◆ Data provided
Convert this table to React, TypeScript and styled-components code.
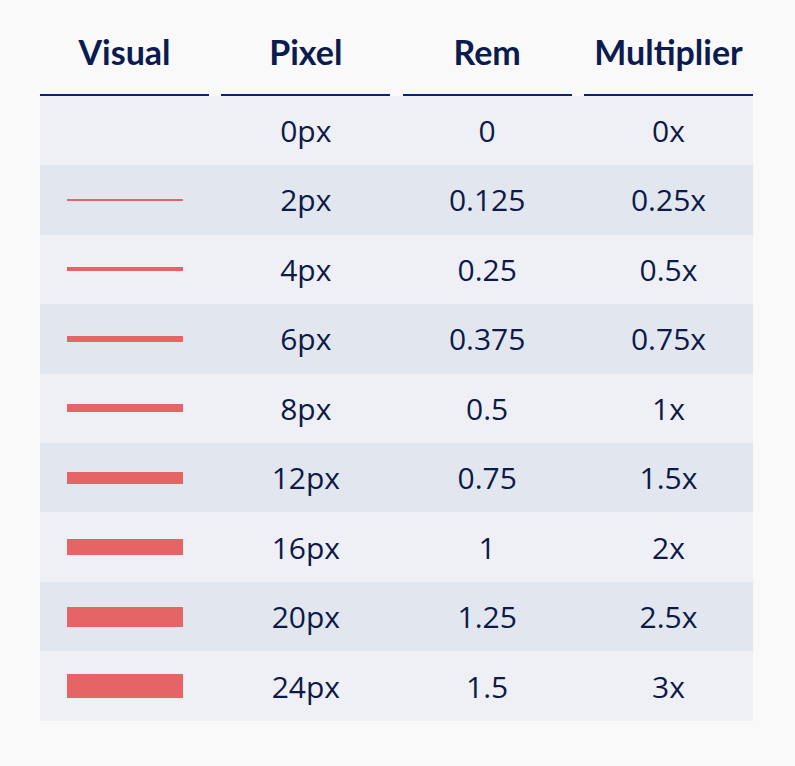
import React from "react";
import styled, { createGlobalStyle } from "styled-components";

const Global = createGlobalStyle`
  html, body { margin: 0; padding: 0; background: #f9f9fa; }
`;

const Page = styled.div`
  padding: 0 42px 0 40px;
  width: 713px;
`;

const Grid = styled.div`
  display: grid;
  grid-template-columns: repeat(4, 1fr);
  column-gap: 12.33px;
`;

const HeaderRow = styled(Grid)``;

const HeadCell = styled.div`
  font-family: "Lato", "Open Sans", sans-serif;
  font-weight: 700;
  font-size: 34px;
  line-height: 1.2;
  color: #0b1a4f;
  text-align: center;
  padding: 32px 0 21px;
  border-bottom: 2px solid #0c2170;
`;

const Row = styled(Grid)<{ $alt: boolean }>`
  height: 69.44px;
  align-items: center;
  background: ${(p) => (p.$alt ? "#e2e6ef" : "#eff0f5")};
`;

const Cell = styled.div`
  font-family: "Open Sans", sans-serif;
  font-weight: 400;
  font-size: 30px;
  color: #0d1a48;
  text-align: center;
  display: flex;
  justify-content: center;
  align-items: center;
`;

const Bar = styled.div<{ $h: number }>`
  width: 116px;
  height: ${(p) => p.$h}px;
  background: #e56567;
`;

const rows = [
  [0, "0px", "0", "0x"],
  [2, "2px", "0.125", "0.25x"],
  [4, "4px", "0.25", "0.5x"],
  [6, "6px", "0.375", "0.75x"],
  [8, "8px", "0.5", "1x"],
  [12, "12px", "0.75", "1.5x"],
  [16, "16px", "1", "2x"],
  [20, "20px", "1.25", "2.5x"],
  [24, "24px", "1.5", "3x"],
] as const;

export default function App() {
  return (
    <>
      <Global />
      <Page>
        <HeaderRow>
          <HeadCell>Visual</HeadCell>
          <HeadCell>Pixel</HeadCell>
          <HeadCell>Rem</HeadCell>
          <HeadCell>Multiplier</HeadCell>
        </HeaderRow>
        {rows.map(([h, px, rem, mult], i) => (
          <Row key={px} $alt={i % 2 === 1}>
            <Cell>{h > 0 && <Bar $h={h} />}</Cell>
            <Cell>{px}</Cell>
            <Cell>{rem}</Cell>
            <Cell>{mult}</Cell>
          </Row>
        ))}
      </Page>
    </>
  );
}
==
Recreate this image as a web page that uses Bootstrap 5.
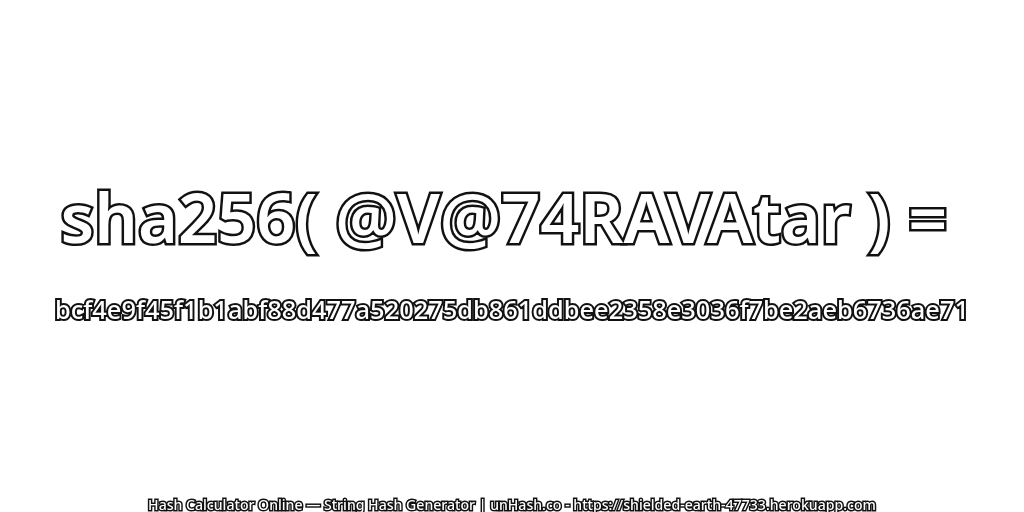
--
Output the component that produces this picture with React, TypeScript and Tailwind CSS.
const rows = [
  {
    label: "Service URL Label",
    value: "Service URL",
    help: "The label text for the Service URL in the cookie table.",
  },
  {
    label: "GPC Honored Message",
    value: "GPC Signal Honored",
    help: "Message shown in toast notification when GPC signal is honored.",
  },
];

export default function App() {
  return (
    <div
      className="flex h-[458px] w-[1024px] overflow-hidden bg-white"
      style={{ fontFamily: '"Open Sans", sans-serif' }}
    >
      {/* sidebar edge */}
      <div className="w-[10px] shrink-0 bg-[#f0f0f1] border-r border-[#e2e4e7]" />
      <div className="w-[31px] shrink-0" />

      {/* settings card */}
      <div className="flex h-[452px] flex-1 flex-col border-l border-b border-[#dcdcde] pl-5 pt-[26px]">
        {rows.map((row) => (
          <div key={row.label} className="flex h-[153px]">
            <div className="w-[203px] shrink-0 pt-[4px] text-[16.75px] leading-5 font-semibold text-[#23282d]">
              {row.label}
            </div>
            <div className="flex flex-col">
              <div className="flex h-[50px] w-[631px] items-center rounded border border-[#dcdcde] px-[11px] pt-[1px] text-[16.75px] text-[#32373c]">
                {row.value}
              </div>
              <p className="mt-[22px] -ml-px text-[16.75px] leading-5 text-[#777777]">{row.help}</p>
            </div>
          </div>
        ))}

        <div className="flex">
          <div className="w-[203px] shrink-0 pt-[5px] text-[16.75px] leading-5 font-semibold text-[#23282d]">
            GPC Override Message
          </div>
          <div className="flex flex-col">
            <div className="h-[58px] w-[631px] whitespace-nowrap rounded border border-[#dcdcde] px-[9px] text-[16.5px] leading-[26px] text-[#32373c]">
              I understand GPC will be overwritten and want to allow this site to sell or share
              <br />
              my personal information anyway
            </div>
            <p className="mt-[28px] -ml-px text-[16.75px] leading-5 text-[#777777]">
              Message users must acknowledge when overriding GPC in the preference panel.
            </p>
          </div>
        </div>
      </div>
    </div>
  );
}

◆ Set exercise
Search the data for "this". Copy every matching line.

◆ Full response
Convert this table to React, TypeScript and styled-components code.
Recreate this image as a web page that uses Bootstrap 5.
Output the component that produces this picture with React, TypeScript and Tailwind CSS.
              I understand GPC will be overwritten and want to allow this site to sell or share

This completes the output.